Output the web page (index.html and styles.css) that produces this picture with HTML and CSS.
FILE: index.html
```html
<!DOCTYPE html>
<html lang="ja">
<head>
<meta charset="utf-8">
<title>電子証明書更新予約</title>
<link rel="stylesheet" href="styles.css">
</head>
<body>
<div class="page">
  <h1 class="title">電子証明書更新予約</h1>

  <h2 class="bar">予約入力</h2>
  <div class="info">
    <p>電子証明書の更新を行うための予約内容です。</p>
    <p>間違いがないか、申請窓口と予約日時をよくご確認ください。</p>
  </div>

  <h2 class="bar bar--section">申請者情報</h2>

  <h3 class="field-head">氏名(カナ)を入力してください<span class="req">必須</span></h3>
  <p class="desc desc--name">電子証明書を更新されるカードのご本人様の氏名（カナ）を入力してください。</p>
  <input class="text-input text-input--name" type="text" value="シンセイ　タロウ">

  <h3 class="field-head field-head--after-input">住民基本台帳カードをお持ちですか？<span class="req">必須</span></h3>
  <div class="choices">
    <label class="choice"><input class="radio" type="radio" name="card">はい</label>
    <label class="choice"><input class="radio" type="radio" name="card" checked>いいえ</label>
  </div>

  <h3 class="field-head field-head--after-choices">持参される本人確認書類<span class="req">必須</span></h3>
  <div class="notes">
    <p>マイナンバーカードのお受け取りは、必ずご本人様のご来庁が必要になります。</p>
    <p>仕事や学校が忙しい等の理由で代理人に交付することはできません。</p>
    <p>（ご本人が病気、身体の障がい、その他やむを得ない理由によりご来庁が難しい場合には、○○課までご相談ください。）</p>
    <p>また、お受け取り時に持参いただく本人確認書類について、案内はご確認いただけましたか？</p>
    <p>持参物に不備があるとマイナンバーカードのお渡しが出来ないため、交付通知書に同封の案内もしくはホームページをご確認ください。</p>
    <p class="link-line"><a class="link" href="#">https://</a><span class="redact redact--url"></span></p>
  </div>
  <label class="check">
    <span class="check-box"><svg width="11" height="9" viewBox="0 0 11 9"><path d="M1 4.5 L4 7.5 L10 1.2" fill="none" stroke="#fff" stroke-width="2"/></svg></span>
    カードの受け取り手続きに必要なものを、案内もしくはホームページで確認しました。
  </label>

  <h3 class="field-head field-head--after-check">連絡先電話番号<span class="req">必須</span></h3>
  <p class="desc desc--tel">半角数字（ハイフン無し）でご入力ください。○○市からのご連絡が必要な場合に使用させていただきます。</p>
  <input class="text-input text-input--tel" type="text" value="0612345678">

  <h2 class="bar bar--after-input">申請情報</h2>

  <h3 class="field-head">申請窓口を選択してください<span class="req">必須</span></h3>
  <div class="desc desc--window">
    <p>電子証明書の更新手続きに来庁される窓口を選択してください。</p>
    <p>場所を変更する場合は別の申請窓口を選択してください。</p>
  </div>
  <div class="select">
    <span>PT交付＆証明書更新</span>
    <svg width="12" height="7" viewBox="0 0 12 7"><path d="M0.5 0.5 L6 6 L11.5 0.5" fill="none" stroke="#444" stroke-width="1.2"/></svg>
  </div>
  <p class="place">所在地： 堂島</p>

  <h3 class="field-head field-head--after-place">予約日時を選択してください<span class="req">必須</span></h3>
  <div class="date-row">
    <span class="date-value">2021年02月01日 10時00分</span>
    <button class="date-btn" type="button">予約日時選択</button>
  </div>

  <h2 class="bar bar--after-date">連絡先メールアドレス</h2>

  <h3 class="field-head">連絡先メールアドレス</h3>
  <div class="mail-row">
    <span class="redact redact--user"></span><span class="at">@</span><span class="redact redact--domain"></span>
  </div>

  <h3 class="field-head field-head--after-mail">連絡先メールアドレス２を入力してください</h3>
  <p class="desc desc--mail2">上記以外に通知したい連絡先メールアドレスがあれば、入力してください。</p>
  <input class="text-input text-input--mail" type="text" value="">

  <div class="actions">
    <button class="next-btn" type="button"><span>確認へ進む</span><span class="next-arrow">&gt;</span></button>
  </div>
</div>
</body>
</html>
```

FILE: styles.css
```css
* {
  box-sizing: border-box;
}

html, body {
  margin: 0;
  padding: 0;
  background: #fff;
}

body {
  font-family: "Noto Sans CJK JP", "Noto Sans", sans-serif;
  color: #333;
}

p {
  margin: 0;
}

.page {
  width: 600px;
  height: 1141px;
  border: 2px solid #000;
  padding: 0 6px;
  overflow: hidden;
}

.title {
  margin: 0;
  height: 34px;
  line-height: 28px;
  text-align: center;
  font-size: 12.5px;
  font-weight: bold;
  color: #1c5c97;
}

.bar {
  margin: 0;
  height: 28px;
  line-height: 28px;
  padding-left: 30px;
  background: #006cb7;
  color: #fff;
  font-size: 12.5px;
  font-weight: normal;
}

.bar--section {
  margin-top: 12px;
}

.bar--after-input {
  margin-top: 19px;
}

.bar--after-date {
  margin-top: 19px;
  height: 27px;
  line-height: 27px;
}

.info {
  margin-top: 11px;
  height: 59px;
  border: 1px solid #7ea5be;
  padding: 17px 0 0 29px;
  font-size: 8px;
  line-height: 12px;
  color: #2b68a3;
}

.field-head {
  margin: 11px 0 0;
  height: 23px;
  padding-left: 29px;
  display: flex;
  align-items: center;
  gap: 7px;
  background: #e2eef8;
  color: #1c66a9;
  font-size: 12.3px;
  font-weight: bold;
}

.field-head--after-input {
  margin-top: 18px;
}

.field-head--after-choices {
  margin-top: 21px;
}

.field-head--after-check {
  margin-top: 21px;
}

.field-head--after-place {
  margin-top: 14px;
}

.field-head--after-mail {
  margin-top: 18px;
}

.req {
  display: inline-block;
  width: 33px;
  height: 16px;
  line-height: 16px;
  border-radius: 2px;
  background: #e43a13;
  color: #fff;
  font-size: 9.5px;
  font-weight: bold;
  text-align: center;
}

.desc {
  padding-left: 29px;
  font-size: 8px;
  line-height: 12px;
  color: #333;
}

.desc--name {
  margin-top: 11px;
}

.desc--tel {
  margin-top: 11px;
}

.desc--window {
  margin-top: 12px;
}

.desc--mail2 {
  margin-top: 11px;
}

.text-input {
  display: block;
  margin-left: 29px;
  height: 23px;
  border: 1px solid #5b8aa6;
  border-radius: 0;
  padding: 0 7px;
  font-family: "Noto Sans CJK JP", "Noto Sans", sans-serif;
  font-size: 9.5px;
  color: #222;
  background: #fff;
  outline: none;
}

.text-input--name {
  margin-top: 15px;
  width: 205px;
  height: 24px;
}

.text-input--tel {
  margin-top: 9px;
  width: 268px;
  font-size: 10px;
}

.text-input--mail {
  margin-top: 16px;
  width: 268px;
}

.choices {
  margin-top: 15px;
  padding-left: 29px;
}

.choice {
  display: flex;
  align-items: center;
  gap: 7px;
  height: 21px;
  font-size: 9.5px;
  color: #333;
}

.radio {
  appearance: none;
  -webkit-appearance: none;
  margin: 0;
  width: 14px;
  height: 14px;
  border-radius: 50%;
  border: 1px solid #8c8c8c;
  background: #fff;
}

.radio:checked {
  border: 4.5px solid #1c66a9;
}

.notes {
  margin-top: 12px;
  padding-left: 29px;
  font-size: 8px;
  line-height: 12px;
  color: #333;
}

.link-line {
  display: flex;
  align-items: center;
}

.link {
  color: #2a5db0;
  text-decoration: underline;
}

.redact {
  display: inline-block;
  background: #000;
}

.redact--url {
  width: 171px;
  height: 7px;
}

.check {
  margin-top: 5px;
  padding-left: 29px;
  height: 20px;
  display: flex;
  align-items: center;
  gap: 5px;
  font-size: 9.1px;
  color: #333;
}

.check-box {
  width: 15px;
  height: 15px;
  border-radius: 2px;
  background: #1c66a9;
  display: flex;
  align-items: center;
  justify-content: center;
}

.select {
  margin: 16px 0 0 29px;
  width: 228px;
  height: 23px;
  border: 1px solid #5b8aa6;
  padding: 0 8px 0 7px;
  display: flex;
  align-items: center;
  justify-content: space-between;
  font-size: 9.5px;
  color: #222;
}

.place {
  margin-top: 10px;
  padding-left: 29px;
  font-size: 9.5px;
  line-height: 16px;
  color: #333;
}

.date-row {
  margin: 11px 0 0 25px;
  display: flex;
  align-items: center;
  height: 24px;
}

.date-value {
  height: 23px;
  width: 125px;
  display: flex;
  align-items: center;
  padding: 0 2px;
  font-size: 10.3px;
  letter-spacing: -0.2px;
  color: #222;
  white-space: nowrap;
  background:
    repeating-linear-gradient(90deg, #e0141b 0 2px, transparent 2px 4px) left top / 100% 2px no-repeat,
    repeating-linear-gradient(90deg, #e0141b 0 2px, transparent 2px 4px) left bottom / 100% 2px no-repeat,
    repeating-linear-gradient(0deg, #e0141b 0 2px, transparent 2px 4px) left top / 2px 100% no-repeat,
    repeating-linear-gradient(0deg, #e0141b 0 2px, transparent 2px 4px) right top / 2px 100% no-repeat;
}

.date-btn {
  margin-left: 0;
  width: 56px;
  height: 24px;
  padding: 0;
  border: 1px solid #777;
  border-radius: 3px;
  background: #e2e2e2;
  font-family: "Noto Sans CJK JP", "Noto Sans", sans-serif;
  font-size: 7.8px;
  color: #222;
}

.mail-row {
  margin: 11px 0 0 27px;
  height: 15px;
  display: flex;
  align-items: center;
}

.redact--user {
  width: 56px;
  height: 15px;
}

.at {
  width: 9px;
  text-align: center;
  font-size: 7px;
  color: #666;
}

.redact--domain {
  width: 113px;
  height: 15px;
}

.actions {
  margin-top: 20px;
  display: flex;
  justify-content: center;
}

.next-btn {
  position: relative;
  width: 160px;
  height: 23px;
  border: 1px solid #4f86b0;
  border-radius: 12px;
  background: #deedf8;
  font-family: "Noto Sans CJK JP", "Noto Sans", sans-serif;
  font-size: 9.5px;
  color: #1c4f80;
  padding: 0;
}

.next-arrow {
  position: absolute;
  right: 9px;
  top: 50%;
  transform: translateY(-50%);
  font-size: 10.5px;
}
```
######
-- Task description --
Every line in the data above that contains "styles" needs to be copied.

-- In response --
Output the web page (index.html and styles.css) that produces this picture with HTML and CSS.
<link rel="stylesheet" href="styles.css">
FILE: styles.css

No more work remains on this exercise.